Jetstream datasets
- Statistics tables
- Client-window aggregate tables
- Enrollment tables
- Scheduling
- Code reference
- Documentation
Statistical summaries of telemetry data from experiments run in Mozilla products are provided by Jetstream. These summaries are published to BigQuery and serve both as the substrate for the result visualization platform and as a resource for data scientists.
Jetstream runs as part of the nightly ETL job (see Scheduling below).

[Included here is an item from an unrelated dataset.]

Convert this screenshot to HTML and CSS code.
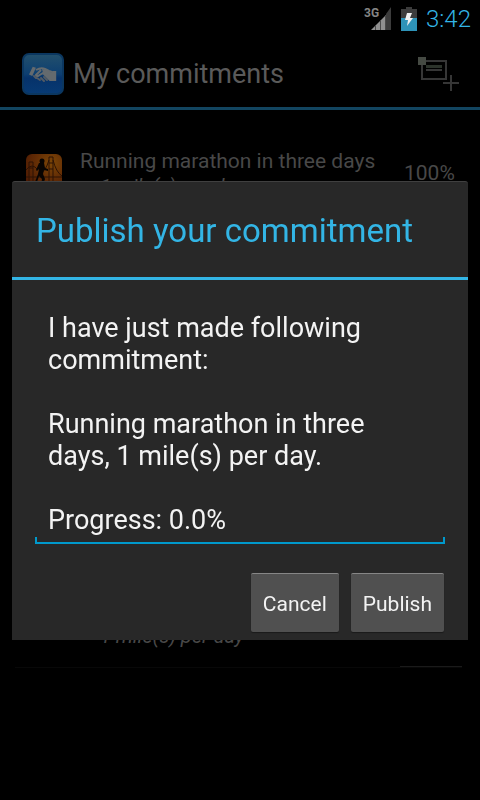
FILE: index.html
```html
<!DOCTYPE html>
<html lang="en">
<head>
    <meta charset="UTF-8">
    <meta name="viewport" content="width=device-width, initial-scale=1.0">
    <title>My commitments</title>
    <link rel="stylesheet" href="styles.css">
</head>
<body>
    <div class="status-bar">
        <svg class="signal-icon" width="28" height="26" viewBox="0 0 28 26" role="img" aria-label="3G signal">
            <text class="signal-label" x="0" y="11">3G</text>
            <path fill="#909090" d="M7 24 22 9V24z"/>
            <path fill="#3c3c3c" d="M22 8 27 1V24H22z"/>
            <path stroke="#4a4a4a" d="M11.500 19v5M16.500 14v10M21.500 9v15"/>
        </svg>
        <svg class="battery-icon" width="16" height="24" viewBox="0 0 16 24" role="img" aria-label="Battery charging">
            <path fill="#3c3c3c" d="M5 0h6v2h5v9H0V2h5z"/>
            <path fill="#2e93b8" d="M0 11h16v13H0z"/>
            <path fill="#f0f0f0" d="M6 6h5l-2 5h3L6 19l1-6H4z"/>
        </svg>
        <span class="clock">3:42</span>
    </div>

    <header class="action-bar">
        <svg class="app-icon" width="42" height="42" viewBox="0 0 42 42" aria-hidden="true">
            <defs>
                <linearGradient id="app-blue" x1="0" y1="0" x2="0" y2="1">
                    <stop offset="0" stop-color="#23506c"/>
                    <stop offset="0.5" stop-color="#0d3f71"/>
                    <stop offset="0.6" stop-color="#06326a"/>
                    <stop offset="1" stop-color="#073a74"/>
                </linearGradient>
            </defs>
            <rect x="1" y="1" width="40" height="40" rx="6" fill="url(#app-blue)" stroke="#0b3760" stroke-width="2"/>
            <path fill="#646a6e" d="M10.700 13.700l3.200 1-3.600 8.300-3.300-1.500zM31 18h3.200v10H31z"/>
            <path fill="none" stroke="#646a6e" stroke-width="2" d="M14 17q5-3 9-1l4 2 3 1v8h-2l-7-7-5 3q-2 0-2-1l5-5"/>
            <path fill="#646a6e" d="M20 16l5 1 5 3v7l-3-1-6-6z"/>
            <path fill="none" stroke="#525b64" stroke-width="2" stroke-linecap="round" d="M12 23l2 2M15 25l3 2M19 25l3 3M22 24l3 3"/>
        </svg>
        <h1 class="app-title">My commitments</h1>
        <button type="button" class="add-btn" aria-label="Add commitment">
            <svg width="42" height="36" viewBox="0 0 42 36" fill="none" stroke="#363636" stroke-width="2">
                <path d="M4 5h24v18H4z"/>
                <path stroke="#2c332b" stroke-width="3" d="M8 10.500h16"/>
                <path d="M8 14h16"/>
                <path d="M33 19v16M25 27h16"/>
                <path fill="#454a43" stroke="none" d="M0 1h8v8H0z"/>
            </svg>
        </button>
    </header>

    <main>
        <ul class="commitments">
            <li class="commitment">
                <svg class="commitment-icon" width="36" height="36" viewBox="0 0 36 36" aria-hidden="true">
                    <defs>
                        <radialGradient id="sunset" cx="0.7" cy="0.25" r="0.9">
                            <stop offset="0" stop-color="#7c4606"/>
                            <stop offset="0.5" stop-color="#622c05"/>
                            <stop offset="1" stop-color="#481602"/>
                        </radialGradient>
                    </defs>
                    <rect width="36" height="36" rx="6" fill="url(#sunset)"/>
                    <path fill="none" stroke="#2c1204" d="M3 8v20M7 8v20M3 8h4M3 14h4M0 16Q6 8 12 16M23 3v25M27 3v25M23 3h4M23 9h4M23 15h4M27 6Q30 18 36 22M23 6Q20 17 12 22M0 23h36"/>
                    <circle cx="16" cy="7" r="2.500" fill="#080402"/>
                    <path fill="#080402" d="M13 9h5l1 5 3 1v2l-4-1-1 4 2 5-2 6h-2l1-6-3-3-2 6H9l3-8 1-5-2 2-1-1z"/>
                </svg>
                <div class="commitment-text">
                    <span class="commitment-name">Running marathon in three days</span>
                    <em class="commitment-detail">1 mile(s) per day</em>
                </div>
                <span class="commitment-progress">100%</span>
            </li>
            <li class="commitment last">
                <div class="commitment-text">
                    <em class="commitment-detail">1 mile(s) per day</em>
                </div>
                <span class="commitment-progress"></span>
            </li>
        </ul>
    </main>

    <div class="overlay">
        <form class="dialog" role="dialog" aria-labelledby="dialog-title">
            <h2 class="dialog-title"><label id="dialog-title" for="message">Publish your commitment</label></h2>
            <div class="dialog-body">
                <textarea id="message" class="message" rows="7" spellcheck="false">I have just made following commitment:

Running marathon in three days, 1 mile(s) per day.

Progress: 0.0%</textarea>
            </div>
            <div class="dialog-buttons">
                <button type="button" class="btn">Cancel</button>
                <button type="button" class="btn">Publish</button>
            </div>
        </form>
    </div>
</body>
</html>
```

FILE: styles.css
```css
* {
    box-sizing: border-box;
}
body {
    margin: 0;
    min-height: 100vh;
    background-color: #000;
    color: #5a5a5a;
    font-family: Roboto, "Liberation Sans", sans-serif;
}
h1, h2, ul {
    margin: 0;
    padding: 0;
    font-weight: normal;
}
button, textarea {
    font-family: inherit;
}
.status-bar {
    display: flex;
    justify-content: flex-end;
    align-items: center;
    height: 38px;
    padding-right: 9px;
    gap: 9px;
}
.signal-label {
    fill: #858585;
    font-size: 12px;
    font-weight: bold;
}
.clock {
    color: #33b5e5;
    font-size: 24px;
    font-weight: 300;
    line-height: 38px;
}
.action-bar {
    display: flex;
    align-items: center;
    height: 72px;
    padding: 3px 20px 0 22px;
    gap: 9px;
    border-bottom: 3px solid #124560;
}
.app-title {
    flex: 1;
    font-size: 27px;
    line-height: 32px;
}
.add-btn {
    padding: 0;
    border: 0;
    background: none;
    cursor: pointer;
}
.add-btn svg {
    display: block;
}
.commitments {
    display: grid;
    grid-template-rows: repeat(6, 90px);
    padding: 18px 18px 0 15px;
    list-style: none;
}
.commitment {
    display: flex;
    align-items: stretch;
    border-bottom: 1px solid #080808;
    color: #484848;
    font-size: 21px;
    line-height: 25px;
}
.commitment.last {
    grid-row: 6;
}
.commitment-icon {
    margin: 26px 18px 0 11px;
}
.commitment-text {
    display: flex;
    flex: 1;
    flex-direction: column;
    justify-content: flex-end;
    padding-bottom: 18px;
}
.commitment-detail {
    padding-left: 20px;
    font-size: 20px;
}
.commitment.last .commitment-detail {
    padding-left: 85px;
}
.commitment-progress {
    flex: 0 0 62px;
    padding: 33px 0 0 4px;
    border-bottom: 1px solid #1a1a1a;
}
.overlay {
    position: fixed;
    inset: 0;
    padding: 181px 12px 12px;
}
.dialog {
    border-top: 1px solid #404040;
    border-radius: 3px 3px 0 0;
    background-color: #282828;
}
.dialog-title {
    padding: 29px 24px 26px;
    border-bottom: 3px solid #33b5e5;
    color: #33b5e5;
    font-size: 33px;
    line-height: 40px;
}
.dialog-body {
    padding: 24px 23px 0;
}
.message {
    display: block;
    width: 100%;
    padding: 8px 13px;
    border: 0;
    outline: 0;
    resize: none;
    overflow: hidden;
    background-color: transparent;
    background-image:
        linear-gradient(#0099cc, #0099cc),
        linear-gradient(#0099cc, #0099cc),
        linear-gradient(#0099cc, #0099cc);
    background-position: left bottom, left bottom, right bottom;
    background-repeat: no-repeat;
    background-size: 100% 2px, 2px 7px, 2px 7px;
    color: #f3f3f3;
    font-size: 27px;
    line-height: 32px;
}
.dialog-buttons {
    display: flex;
    justify-content: flex-end;
    padding: 29px 24px 8px;
    gap: 12px;
}
.btn {
    height: 59px;
    padding: 2px 12px 0;
    border: 0;
    border-top: 1px solid #868686;
    border-radius: 2px;
    background-color: #505050;
    box-shadow: 0 1px 1px #1a1a1a;
    color: #f3f3f3;
    font-size: 21px;
    cursor: pointer;
}
```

Jetstream is also run after pushes to the jetstream-config
repository.
Jetstream publishes tables to the dataset moz-fx-data-experiments.mozanalysis
.
Experiments are analyzed using the concept of analysis windows. Analysis windows describe an interval marked from each client's day of enrollment. The "day 0" analysis window aggregates data from the days that each client enrolled in the experiment. Because the intervals are demarcated from enrollment, they are not calendar dates; for some clients in an experiment, day 0 could be a Tuesday, and for others a Saturday.
The week 0 analysis window aggregates data from each client's days 0 through 6, the week 1 window aggregates data from days 7 through 13, and so on.
Clients are given a fixed amount of time, specified in Experimenter and often a week long, to enroll. Final day 0 results are available for reporting at the end of the enrollment period, after the last eligible client has enrolled, and week 0 results are available a week after the enrollment period closes. Results for each window are published as soon as complete data is available for all enrolled clients.
The "overall" window, published after the experiment has ended, is a window beginning on each client's day 0 that spans the longest period for which all clients have complete data.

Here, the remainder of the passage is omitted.